Salah satu (untuk tak mengatakan satu-satunya) bukti ilmiah keberadaan Syekh Jumadil Qubro berada di Padangan Bojonegoro. Tepatnya di puncak Gunung Jali, Tebon, Padangan, Bojonegoro, Jawa Timur. Ini sesuai catatan ilmiah KH Abdurrohman Wahid dalam buku The Passing Over (1998), analisis ilmiah KH Agus Sunyoto dalam buku Atlas Wali Songo (2012), dan catatan ilmiah Thomas Raffles dalam magnum opusnya, History of Java (1817) yang secara empiris menyebut Syekh Jumadil Qubro menetap di Gunung Jali Tebon Padangan, Bojonegoro, beserta jejak dakwahnya.

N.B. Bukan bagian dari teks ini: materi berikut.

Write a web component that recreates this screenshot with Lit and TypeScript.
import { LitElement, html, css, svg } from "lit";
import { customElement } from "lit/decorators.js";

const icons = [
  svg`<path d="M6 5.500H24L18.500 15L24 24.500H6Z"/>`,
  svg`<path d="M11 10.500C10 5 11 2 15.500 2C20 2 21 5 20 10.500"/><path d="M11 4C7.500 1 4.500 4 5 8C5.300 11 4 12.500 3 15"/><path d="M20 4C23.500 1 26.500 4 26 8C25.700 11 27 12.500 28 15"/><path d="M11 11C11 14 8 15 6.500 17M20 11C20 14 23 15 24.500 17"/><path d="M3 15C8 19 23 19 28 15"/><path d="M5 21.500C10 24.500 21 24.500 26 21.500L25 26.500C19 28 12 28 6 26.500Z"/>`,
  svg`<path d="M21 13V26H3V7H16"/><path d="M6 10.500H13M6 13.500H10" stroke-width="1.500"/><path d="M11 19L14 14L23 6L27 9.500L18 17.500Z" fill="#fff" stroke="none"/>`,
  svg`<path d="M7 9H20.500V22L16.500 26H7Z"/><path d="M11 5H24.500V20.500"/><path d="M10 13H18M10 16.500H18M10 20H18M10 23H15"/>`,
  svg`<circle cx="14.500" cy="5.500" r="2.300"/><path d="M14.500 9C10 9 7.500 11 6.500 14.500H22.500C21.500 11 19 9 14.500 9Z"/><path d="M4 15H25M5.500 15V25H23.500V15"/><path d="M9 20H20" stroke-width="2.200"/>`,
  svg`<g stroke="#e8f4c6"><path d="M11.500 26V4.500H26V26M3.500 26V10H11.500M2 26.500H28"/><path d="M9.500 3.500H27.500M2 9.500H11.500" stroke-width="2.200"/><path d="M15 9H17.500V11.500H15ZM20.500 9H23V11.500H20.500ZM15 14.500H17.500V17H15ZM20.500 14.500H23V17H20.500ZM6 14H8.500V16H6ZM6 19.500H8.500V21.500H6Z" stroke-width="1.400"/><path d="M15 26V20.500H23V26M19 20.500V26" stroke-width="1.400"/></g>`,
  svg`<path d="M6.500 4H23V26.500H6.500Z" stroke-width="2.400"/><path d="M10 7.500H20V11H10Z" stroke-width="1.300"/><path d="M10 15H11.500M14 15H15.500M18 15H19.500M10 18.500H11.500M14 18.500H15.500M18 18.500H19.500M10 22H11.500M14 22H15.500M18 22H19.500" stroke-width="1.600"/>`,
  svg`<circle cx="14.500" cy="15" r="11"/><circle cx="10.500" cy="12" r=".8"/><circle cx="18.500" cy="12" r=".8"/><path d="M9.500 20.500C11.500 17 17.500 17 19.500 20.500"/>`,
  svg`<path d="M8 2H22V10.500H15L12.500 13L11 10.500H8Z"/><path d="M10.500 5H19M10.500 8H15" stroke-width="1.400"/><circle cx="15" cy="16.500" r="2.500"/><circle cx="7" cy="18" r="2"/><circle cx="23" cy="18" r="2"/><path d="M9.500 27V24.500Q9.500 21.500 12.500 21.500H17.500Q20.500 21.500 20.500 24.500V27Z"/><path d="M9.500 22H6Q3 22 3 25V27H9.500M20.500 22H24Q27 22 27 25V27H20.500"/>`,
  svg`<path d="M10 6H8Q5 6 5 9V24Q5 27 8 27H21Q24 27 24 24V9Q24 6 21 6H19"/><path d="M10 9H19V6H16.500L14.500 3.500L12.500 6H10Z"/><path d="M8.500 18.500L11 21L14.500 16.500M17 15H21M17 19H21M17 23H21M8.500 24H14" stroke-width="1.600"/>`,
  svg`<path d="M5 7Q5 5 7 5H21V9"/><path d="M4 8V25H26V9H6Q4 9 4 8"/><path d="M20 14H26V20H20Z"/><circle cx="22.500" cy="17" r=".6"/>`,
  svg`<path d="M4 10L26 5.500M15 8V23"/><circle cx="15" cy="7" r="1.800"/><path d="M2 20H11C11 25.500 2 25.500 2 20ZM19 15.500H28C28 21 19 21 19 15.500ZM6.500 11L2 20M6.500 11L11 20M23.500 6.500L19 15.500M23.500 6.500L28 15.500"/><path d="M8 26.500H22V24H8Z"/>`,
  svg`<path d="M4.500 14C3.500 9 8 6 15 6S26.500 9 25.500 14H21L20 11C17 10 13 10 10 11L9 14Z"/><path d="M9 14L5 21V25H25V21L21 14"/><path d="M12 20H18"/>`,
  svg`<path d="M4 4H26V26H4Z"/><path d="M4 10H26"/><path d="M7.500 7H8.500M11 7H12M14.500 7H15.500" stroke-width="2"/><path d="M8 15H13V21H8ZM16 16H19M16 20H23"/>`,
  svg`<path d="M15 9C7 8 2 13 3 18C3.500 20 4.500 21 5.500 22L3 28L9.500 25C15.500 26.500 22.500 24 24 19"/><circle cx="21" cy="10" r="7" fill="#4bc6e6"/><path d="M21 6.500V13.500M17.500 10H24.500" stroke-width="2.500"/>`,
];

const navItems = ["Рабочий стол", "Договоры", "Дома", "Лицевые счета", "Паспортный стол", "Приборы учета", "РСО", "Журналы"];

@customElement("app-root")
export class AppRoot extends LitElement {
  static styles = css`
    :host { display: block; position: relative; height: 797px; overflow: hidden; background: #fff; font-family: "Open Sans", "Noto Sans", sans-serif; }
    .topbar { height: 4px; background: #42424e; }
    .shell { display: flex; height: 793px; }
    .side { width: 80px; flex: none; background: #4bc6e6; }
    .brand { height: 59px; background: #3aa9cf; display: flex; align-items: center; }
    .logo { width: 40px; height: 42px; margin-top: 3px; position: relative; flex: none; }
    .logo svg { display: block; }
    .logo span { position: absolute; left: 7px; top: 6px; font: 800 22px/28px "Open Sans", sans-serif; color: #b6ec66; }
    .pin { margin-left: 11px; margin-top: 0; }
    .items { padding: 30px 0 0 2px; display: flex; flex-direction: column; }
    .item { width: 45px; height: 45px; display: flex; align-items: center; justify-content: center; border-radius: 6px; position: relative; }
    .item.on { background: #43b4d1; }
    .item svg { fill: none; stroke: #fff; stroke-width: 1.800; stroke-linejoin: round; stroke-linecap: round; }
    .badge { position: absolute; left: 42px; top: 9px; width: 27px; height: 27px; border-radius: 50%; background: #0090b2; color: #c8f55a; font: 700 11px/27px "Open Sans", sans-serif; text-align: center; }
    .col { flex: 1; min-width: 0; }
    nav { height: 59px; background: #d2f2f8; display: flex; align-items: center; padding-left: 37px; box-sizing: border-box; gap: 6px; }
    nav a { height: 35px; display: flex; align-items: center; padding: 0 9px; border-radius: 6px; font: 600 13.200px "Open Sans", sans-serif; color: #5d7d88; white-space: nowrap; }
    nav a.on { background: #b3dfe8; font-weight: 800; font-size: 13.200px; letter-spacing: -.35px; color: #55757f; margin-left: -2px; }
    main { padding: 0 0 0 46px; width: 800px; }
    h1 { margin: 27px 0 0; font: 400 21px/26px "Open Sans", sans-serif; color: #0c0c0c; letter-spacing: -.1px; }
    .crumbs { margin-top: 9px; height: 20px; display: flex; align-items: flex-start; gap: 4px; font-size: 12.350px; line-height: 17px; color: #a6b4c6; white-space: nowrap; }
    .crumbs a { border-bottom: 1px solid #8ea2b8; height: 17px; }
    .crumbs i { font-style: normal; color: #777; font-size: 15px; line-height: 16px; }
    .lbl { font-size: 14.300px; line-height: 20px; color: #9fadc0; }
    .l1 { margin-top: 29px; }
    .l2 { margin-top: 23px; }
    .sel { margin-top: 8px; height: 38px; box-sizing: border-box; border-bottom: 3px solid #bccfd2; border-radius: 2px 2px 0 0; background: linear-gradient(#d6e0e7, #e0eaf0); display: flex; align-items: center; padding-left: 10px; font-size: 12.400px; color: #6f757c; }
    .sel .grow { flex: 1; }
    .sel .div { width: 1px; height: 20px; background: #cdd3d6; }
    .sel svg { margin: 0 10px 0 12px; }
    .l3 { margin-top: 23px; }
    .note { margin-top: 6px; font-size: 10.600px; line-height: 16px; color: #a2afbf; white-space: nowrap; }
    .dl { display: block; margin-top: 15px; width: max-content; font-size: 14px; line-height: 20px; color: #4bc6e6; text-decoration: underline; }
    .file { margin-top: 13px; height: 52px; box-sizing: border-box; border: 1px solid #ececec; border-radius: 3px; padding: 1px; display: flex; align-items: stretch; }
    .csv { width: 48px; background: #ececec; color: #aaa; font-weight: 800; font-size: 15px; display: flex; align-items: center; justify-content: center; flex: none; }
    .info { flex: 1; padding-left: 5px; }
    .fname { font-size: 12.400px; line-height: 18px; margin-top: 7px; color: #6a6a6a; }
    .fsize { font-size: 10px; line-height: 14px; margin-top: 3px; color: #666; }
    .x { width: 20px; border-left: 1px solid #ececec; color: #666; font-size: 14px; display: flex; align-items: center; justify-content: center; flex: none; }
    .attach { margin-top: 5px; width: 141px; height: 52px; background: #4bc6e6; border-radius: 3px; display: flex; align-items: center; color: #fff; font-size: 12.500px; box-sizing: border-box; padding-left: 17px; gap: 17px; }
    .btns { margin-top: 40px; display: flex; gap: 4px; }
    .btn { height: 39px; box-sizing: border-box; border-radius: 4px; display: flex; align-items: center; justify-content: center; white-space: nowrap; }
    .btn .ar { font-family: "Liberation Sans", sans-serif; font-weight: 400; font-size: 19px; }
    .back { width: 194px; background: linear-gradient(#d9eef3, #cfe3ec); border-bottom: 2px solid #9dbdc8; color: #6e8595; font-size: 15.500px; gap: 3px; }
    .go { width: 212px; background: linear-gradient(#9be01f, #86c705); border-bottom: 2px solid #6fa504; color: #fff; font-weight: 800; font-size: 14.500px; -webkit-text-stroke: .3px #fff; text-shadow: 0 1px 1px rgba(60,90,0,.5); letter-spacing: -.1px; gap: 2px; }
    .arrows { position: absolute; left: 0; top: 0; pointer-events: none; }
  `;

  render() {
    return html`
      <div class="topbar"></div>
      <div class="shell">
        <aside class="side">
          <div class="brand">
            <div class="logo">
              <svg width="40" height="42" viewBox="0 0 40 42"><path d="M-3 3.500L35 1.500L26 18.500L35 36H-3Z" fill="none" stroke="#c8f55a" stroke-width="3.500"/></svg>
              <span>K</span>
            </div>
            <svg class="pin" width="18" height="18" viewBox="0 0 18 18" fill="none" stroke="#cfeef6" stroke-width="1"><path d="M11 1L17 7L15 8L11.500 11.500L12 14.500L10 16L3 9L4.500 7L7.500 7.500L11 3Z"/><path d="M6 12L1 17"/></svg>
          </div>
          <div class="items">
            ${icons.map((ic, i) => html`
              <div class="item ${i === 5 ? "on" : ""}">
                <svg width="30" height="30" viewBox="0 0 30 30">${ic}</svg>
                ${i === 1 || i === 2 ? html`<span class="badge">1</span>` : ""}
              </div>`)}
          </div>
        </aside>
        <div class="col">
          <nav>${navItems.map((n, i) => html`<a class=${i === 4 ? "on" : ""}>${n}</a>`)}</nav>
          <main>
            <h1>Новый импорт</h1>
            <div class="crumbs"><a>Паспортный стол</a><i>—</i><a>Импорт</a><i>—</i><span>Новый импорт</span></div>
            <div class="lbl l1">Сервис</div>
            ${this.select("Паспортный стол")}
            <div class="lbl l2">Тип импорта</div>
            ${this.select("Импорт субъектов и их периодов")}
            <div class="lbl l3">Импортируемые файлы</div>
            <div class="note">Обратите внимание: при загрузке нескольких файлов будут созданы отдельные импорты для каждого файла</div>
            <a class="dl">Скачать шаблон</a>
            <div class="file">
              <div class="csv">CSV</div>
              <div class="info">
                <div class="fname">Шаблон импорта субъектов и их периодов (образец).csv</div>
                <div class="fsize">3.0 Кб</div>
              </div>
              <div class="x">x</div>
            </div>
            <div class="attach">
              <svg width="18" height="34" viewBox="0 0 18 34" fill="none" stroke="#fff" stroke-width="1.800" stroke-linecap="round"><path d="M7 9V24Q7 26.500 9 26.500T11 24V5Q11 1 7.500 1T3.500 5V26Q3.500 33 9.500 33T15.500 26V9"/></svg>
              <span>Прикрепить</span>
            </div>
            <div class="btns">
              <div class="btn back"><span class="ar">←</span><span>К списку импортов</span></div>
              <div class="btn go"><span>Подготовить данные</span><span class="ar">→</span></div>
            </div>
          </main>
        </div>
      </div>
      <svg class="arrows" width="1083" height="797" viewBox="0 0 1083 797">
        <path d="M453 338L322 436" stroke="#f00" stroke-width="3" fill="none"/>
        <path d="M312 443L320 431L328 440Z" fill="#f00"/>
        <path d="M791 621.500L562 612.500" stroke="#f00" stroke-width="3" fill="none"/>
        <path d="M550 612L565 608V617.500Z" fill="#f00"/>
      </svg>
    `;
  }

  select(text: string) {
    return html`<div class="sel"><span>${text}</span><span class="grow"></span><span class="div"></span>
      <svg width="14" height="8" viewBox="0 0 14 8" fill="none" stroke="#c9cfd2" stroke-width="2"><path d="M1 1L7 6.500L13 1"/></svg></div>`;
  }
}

Namun, Syekh Jumadil Qubro yang ditulis The Passing Over (1998), Atlas Wali Songo (2012), dan History of Java (1817) adalah ayah dari Maulana Ibrohim Asmoroqondi. Maulana Ibrohim Asmoroqondi dimakamkan di Tuban. Nama Asmoroqondi diyakini berasal dari kata Samarkand sementara pendapat lain menyebutkan bahwa Asmoroqondi berasal dari kata Semarang. Kata Semarang sekaligus menjadi penanda kelahiran tokoh tersebut sekaligus menjadi petunjuk makam Syekh Jumadil Qubro yang ada di Semarang.

Syiar Islam

Syekh Jumadil Qubro tiba di Nusantara bersamaan dengan ekspedisi Cheng Ho yang membawa komoditas perdagangan. Cheng Ho sendiri melakukan ekspedisi dagang dari Tiongkok hingga Kota Mekah. Di tiap-tiap daerah pelabuhan Cheng Ho menunjuk pemimpin-pemimpin Islam sebagai Syahbandar seperti Syekh Jumadil Kubro di Semarang, Maulana Ibrohim Asmoroqondi di Tuban dan Syarif Abdul Aziz di Peurlak Aceh. Maulana Ibrohim Asmoroqondi menurunkan Sunan Ampel yang menjadi Syahbandar Surabaya sementara Syarif Abdul Aziz menurunkan Syarif Abdullah yang menjadi Syahbandar Malaka.

Ketika Malaka ditaklukkan oleh Portugis, keturunan Syarif Abdullah mundur ke Pulau Jawa dan mendirikan kesyahbandaran baru di Sunda Kelapa dan Banten. Keturunan Syarif Abdul Aziz yang lain yaitu Ali Mughayat Syah kemudian mendirikan Kesultanan Aceh Darusalam. Pendirian Kesultanan Aceh Darusalam sekaligus menandai berakhirnya Kesultanan Samudera Pasai di Aceh.

Meskipun Kesultanan Samudera Pasai telah runtuh, anak keturunannya tetap melanjutkan pemerintahan di Jawa. Sunan Giri yang dikenal sebagai Joko Samudro mendirikan Giri Kedaton di Gresik.